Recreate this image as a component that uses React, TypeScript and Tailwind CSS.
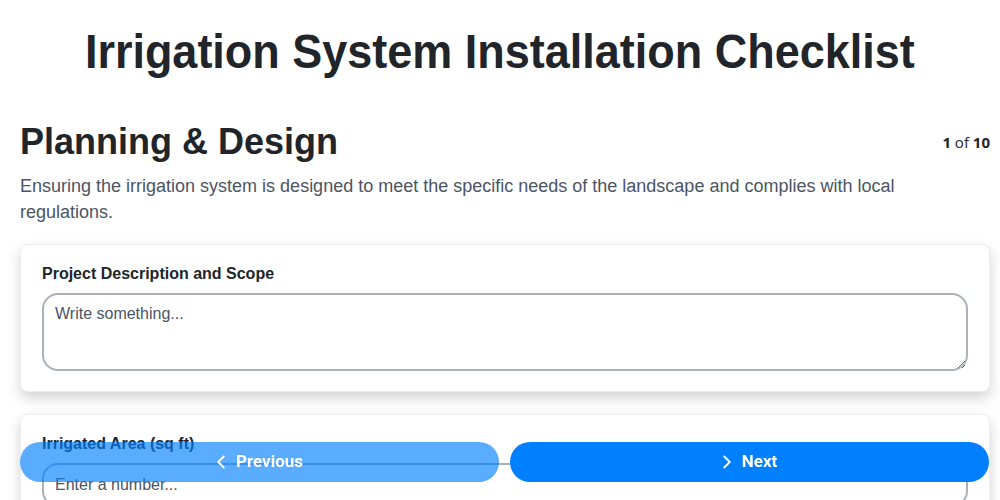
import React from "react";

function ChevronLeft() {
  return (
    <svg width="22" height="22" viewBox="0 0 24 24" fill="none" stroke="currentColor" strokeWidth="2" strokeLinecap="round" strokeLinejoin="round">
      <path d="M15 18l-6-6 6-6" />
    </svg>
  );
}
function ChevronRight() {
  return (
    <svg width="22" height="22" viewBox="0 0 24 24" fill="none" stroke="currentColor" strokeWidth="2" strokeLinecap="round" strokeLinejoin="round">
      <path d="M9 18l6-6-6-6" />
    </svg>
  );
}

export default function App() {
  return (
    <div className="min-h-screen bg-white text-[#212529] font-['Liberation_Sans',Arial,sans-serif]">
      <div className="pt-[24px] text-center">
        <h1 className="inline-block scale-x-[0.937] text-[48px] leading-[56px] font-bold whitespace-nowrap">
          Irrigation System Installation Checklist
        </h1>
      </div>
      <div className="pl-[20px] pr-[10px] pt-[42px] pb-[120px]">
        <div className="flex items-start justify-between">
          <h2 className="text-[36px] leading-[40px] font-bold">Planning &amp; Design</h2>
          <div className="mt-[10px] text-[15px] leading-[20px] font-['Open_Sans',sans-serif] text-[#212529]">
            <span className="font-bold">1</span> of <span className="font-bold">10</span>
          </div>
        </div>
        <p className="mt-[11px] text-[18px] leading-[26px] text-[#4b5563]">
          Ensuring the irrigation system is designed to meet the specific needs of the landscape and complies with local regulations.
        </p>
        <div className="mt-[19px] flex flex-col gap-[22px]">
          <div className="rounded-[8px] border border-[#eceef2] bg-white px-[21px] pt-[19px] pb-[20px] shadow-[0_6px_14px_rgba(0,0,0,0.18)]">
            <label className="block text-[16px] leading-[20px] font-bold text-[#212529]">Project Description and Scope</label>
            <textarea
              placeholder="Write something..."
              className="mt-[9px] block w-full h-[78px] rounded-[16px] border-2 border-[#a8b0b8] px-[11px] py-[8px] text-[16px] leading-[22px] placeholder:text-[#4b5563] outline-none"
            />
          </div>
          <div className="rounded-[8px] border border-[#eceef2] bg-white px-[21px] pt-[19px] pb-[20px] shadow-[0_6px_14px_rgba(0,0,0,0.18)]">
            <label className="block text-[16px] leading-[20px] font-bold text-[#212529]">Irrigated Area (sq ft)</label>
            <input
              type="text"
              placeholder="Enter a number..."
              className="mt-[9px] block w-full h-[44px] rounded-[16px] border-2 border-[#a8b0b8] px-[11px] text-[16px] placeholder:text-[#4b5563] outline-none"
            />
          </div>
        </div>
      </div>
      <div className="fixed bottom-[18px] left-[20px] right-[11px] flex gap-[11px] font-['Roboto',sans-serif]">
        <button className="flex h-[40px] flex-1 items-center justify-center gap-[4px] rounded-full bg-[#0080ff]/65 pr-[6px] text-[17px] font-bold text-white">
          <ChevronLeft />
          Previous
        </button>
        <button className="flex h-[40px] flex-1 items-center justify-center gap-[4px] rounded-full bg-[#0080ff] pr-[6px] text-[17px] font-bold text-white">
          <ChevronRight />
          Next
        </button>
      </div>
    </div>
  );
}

▶ [What you will do]: Give back exactly the lines from the first line of the data through the line with "import React from", pictures excluded.

▶ [Solution below]:
Recreate this image as a component that uses React, TypeScript and Tailwind CSS.
import React from "react";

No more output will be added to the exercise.